(Instruction) Skip every image and restate the data word for word.

--- Start Records shown ---

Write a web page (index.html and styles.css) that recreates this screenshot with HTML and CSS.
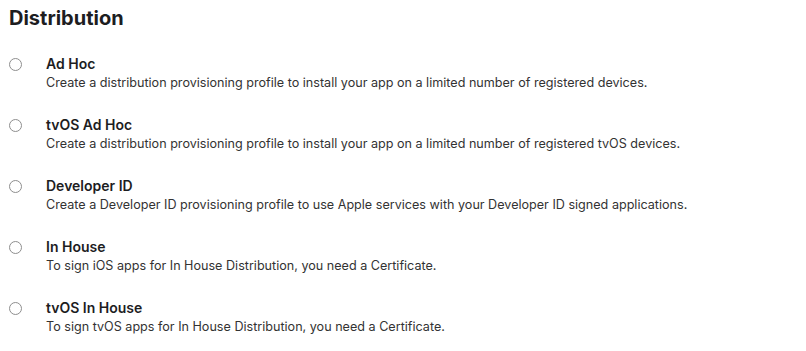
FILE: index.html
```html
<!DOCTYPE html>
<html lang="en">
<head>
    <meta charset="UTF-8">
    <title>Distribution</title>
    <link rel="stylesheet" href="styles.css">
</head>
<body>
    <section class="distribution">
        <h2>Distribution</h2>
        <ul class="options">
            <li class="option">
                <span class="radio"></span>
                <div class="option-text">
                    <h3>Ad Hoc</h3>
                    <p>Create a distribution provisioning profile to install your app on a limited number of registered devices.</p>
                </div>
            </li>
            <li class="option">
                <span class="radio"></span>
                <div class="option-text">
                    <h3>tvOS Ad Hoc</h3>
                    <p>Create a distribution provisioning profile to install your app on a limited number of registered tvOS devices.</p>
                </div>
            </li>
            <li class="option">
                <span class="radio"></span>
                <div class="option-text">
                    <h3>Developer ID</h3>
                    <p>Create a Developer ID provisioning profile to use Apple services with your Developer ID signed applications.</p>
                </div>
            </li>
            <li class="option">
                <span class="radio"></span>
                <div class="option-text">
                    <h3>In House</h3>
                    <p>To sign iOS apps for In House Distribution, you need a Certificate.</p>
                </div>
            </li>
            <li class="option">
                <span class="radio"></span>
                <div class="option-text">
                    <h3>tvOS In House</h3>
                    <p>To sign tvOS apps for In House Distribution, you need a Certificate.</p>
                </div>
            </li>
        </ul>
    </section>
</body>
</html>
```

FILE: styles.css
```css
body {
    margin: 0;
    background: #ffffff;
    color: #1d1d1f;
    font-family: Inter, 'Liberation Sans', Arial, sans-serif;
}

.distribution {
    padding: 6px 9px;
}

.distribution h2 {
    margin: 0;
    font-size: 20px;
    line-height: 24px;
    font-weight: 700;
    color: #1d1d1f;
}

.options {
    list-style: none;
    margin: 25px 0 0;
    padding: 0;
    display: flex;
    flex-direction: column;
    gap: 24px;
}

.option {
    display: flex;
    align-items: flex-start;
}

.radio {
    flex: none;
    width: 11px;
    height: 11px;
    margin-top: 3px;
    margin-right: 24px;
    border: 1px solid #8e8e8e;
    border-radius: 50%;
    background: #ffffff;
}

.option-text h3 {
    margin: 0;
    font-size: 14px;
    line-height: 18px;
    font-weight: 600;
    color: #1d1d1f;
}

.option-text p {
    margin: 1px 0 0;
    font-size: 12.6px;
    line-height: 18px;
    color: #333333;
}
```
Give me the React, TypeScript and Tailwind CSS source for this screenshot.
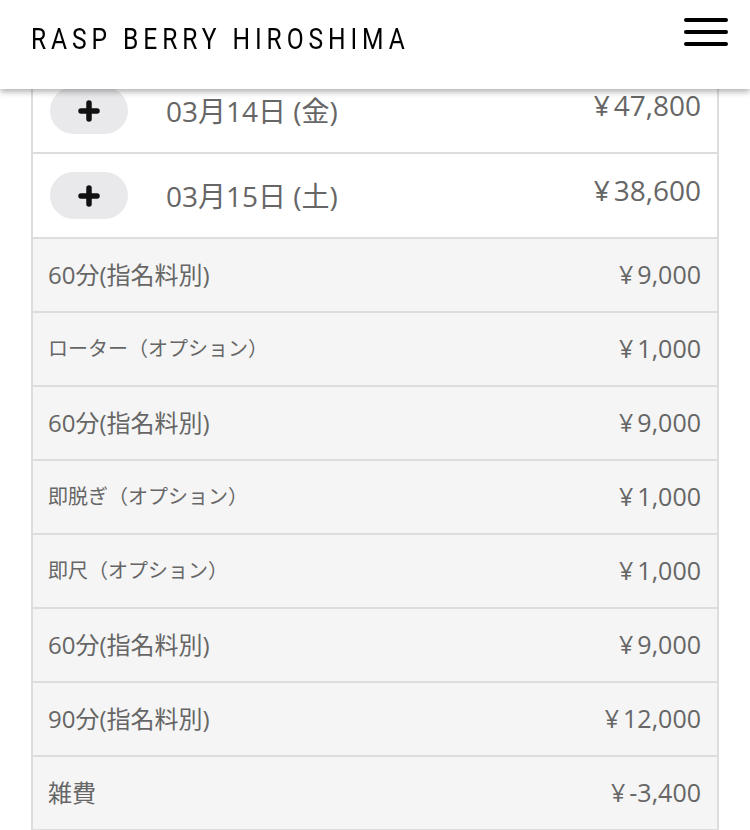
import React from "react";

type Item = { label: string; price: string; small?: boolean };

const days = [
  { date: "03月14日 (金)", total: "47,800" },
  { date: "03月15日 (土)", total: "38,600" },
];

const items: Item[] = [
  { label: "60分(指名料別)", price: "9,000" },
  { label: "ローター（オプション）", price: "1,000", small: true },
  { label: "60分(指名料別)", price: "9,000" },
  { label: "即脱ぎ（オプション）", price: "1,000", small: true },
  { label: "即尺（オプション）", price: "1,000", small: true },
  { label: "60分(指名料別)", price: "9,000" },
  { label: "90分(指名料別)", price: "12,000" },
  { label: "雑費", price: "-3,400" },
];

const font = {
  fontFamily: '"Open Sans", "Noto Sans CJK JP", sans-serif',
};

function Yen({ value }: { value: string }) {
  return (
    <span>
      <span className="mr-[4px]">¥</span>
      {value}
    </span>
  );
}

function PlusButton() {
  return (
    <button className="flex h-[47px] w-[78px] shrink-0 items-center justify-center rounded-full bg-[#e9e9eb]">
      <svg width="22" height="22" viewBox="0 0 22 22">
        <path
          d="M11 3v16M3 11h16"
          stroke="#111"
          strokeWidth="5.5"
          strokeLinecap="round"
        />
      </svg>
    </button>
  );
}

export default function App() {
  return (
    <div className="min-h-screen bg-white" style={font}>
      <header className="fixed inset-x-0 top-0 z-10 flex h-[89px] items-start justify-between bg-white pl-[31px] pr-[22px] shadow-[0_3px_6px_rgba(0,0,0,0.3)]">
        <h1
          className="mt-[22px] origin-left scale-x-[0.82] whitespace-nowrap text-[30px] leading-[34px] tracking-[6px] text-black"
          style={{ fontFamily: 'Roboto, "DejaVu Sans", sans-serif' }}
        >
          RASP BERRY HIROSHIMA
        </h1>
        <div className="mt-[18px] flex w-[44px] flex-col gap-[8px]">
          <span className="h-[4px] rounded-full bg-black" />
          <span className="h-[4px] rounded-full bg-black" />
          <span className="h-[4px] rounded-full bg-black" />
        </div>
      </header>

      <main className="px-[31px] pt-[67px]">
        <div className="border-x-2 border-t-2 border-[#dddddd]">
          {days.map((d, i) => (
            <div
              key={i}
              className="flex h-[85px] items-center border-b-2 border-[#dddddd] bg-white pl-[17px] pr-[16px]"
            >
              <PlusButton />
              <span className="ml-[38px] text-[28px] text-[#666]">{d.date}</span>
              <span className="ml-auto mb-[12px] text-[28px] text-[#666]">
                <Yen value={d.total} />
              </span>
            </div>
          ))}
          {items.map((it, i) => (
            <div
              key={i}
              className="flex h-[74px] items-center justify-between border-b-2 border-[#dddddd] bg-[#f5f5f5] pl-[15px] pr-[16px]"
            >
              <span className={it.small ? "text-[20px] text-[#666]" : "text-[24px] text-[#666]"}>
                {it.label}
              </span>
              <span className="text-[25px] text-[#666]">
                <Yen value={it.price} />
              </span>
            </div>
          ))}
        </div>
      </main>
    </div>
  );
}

--- End Records shown ---

(Exercise result)
Write a web page (index.html and styles.css) that recreates this screenshot with HTML and CSS.
FILE: index.html
```html
<!DOCTYPE html>
<html lang="en">
<head>
    <meta charset="UTF-8">
    <title>Distribution</title>
    <link rel="stylesheet" href="styles.css">
</head>
<body>
    <section class="distribution">
        <h2>Distribution</h2>
        <ul class="options">
            <li class="option">
                <span class="radio"></span>
                <div class="option-text">
                    <h3>Ad Hoc</h3>
                    <p>Create a distribution provisioning profile to install your app on a limited number of registered devices.</p>
                </div>
            </li>
            <li class="option">
                <span class="radio"></span>
                <div class="option-text">
                    <h3>tvOS Ad Hoc</h3>
                    <p>Create a distribution provisioning profile to install your app on a limited number of registered tvOS devices.</p>
                </div>
            </li>
            <li class="option">
                <span class="radio"></span>
                <div class="option-text">
                    <h3>Developer ID</h3>
                    <p>Create a Developer ID provisioning profile to use Apple services with your Developer ID signed applications.</p>
                </div>
            </li>
            <li class="option">
                <span class="radio"></span>
                <div class="option-text">
                    <h3>In House</h3>
                    <p>To sign iOS apps for In House Distribution, you need a Certificate.</p>
                </div>
            </li>
            <li class="option">
                <span class="radio"></span>
                <div class="option-text">
                    <h3>tvOS In House</h3>
                    <p>To sign tvOS apps for In House Distribution, you need a Certificate.</p>
                </div>
            </li>
        </ul>
    </section>
</body>
</html>
```

FILE: styles.css
```css
body {
    margin: 0;
    background: #ffffff;
    color: #1d1d1f;
    font-family: Inter, 'Liberation Sans', Arial, sans-serif;
}

.distribution {
    padding: 6px 9px;
}

.distribution h2 {
    margin: 0;
    font-size: 20px;
    line-height: 24px;
    font-weight: 700;
    color: #1d1d1f;
}

.options {
    list-style: none;
    margin: 25px 0 0;
    padding: 0;
    display: flex;
    flex-direction: column;
    gap: 24px;
}

.option {
    display: flex;
    align-items: flex-start;
}

.radio {
    flex: none;
    width: 11px;
    height: 11px;
    margin-top: 3px;
    margin-right: 24px;
    border: 1px solid #8e8e8e;
    border-radius: 50%;
    background: #ffffff;
}

.option-text h3 {
    margin: 0;
    font-size: 14px;
    line-height: 18px;
    font-weight: 600;
    color: #1d1d1f;
}

.option-text p {
    margin: 1px 0 0;
    font-size: 12.6px;
    line-height: 18px;
    color: #333333;
}
```
Give me the React, TypeScript and Tailwind CSS source for this screenshot.
import React from "react";

type Item = { label: string; price: string; small?: boolean };

const days = [
  { date: "03月14日 (金)", total: "47,800" },
  { date: "03月15日 (土)", total: "38,600" },
];

const items: Item[] = [
  { label: "60分(指名料別)", price: "9,000" },
  { label: "ローター（オプション）", price: "1,000", small: true },
  { label: "60分(指名料別)", price: "9,000" },
  { label: "即脱ぎ（オプション）", price: "1,000", small: true },
  { label: "即尺（オプション）", price: "1,000", small: true },
  { label: "60分(指名料別)", price: "9,000" },
  { label: "90分(指名料別)", price: "12,000" },
  { label: "雑費", price: "-3,400" },
];

const font = {
  fontFamily: '"Open Sans", "Noto Sans CJK JP", sans-serif',
};

function Yen({ value }: { value: string }) {
  return (
    <span>
      <span className="mr-[4px]">¥</span>
      {value}
    </span>
  );
}

function PlusButton() {
  return (
    <button className="flex h-[47px] w-[78px] shrink-0 items-center justify-center rounded-full bg-[#e9e9eb]">
      <svg width="22" height="22" viewBox="0 0 22 22">
        <path
          d="M11 3v16M3 11h16"
          stroke="#111"
          strokeWidth="5.5"
          strokeLinecap="round"
        />
      </svg>
    </button>
  );
}

export default function App() {
  return (
    <div className="min-h-screen bg-white" style={font}>
      <header className="fixed inset-x-0 top-0 z-10 flex h-[89px] items-start justify-between bg-white pl-[31px] pr-[22px] shadow-[0_3px_6px_rgba(0,0,0,0.3)]">
        <h1
          className="mt-[22px] origin-left scale-x-[0.82] whitespace-nowrap text-[30px] leading-[34px] tracking-[6px] text-black"
          style={{ fontFamily: 'Roboto, "DejaVu Sans", sans-serif' }}
        >
          RASP BERRY HIROSHIMA
        </h1>
        <div className="mt-[18px] flex w-[44px] flex-col gap-[8px]">
          <span className="h-[4px] rounded-full bg-black" />
          <span className="h-[4px] rounded-full bg-black" />
          <span className="h-[4px] rounded-full bg-black" />
        </div>
      </header>

      <main className="px-[31px] pt-[67px]">
        <div className="border-x-2 border-t-2 border-[#dddddd]">
          {days.map((d, i) => (
            <div
              key={i}
              className="flex h-[85px] items-center border-b-2 border-[#dddddd] bg-white pl-[17px] pr-[16px]"
            >
              <PlusButton />
              <span className="ml-[38px] text-[28px] text-[#666]">{d.date}</span>
              <span className="ml-auto mb-[12px] text-[28px] text-[#666]">
                <Yen value={d.total} />
              </span>
            </div>
          ))}
          {items.map((it, i) => (
            <div
              key={i}
              className="flex h-[74px] items-center justify-between border-b-2 border-[#dddddd] bg-[#f5f5f5] pl-[15px] pr-[16px]"
            >
              <span className={it.small ? "text-[20px] text-[#666]" : "text-[24px] text-[#666]"}>
                {it.label}
              </span>
              <span className="text-[25px] text-[#666]">
                <Yen value={it.price} />
              </span>
            </div>
          ))}
        </div>
      </main>
    </div>
  );
}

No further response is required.